In my case, weeded books go on the $.50 shelf. If they stay there they go to a different organization for bulk sale, or eventually trashed.

The harsh reality is that there is an almost infinite number of books. The vast majority of which will never be lasting or consequential works. Nobody needs a copy of a 1998 vampire smut thriller, and the world is not worse off for destroying your copy.

Librarians do, however, try to keep notable and important works in the collection regardless of circulation. Some books, but only some, are important enough to stick around forever, and in large part they do.

Libraries only get rid of materials that aren't being used and which take up space for materials that will be used. The goal isn't to preserve knowledge, it's to allow every citizen the same access to knowledge and entertainment as their neighbors. It's to use your population's limited resources to procure the most needed/desired materials for their money. They're optimizing accessibility and foot traffic because that's their purpose.

True archival happens elsewhere


We have a small local company that takes bulk book (and cds, dvds, video games, vinyl records) donations. That company has couple of retail used bookstores and also sells both retail and wholesale online but, according to their owner, most of what they get is sold for pulp.

My wife is an elementary school reading teacher and runs a yearly family book night where she takes book donations she gets all year and fills a bunch of portable tables in the gym with kids (and adult) books that are free for the taking. What is left over is taken (by me) to that local company and dumped in huge bins. If you are looking to get rid of a bunch of books I'd also suggest contacting your local schools to see if they take donations.


My wife runs one locally. She's pretty happy with it, but I have to bite my tongue when talking about it with her.

People frequently take all the good books, all at once, and don't return them.

Someone just emptied out half of it yesterday, and I don't even think they were picky. They just took a whole shelf of books.

It's such a crappy thing to do, and there's nothing that can be done to stop the bad actors.


A lot of the bad actors are scanning prices on them and selling them. Deface the title page and inside covers and they will be fine to read but worth almost nothing at sale. A stamp saying "Taken from the Little Free Library of X. Share and enjoy. Please report sellers." would do the job.


I think I'm going to get my wife a stamp that says some thing like that. I'll probably note that if it was sold, it was stolen, but not put any personal details on it.

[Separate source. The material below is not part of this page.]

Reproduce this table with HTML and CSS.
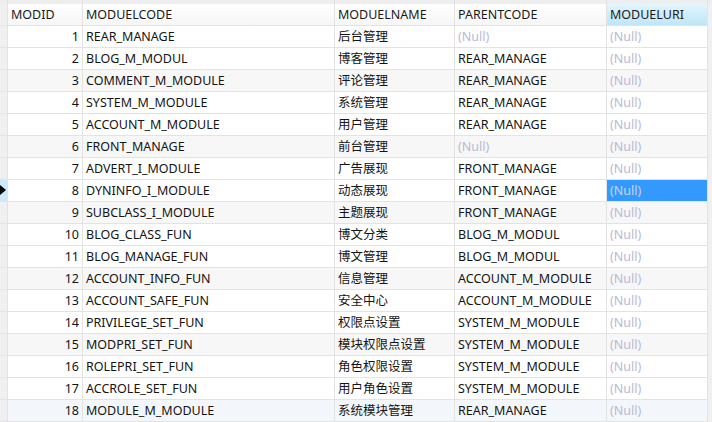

It's not like I could really do anything about it anyhow, and people would be mad if I told them that when they reported it.

Thanks for the idea!


I was thinking more like "of XYZ town" than anything about you personally. And since most of these are getting sold online, you want the duped buyers to report the sellers to the site where the books were listed. A bunch of one-star reviews for selling LFL books will tank someone out of abebooks or similar pretty fast.

You might even put a stamp on a sheet of paper with a note that it's in every book in the library to discourage the thieves from looking in the first place.

    FROM THE LITTLE FREE LIBRARY OF SPRINGFIELD
    ENJOY IT AND PASS IT ON
    ANYONE WHO SELLS IT IS A THIEF
    ONE-STAR REVIEW THEM WITH WHY
    ON THE SITE WHERE YOU BOUGHT IT


I'm sorry to hear that.

Where I live actually has the opposite; there are ~6 within a mile, and they're usually completely full. People are always dumping huge collections into them, to where I never even have the chance to give back myself.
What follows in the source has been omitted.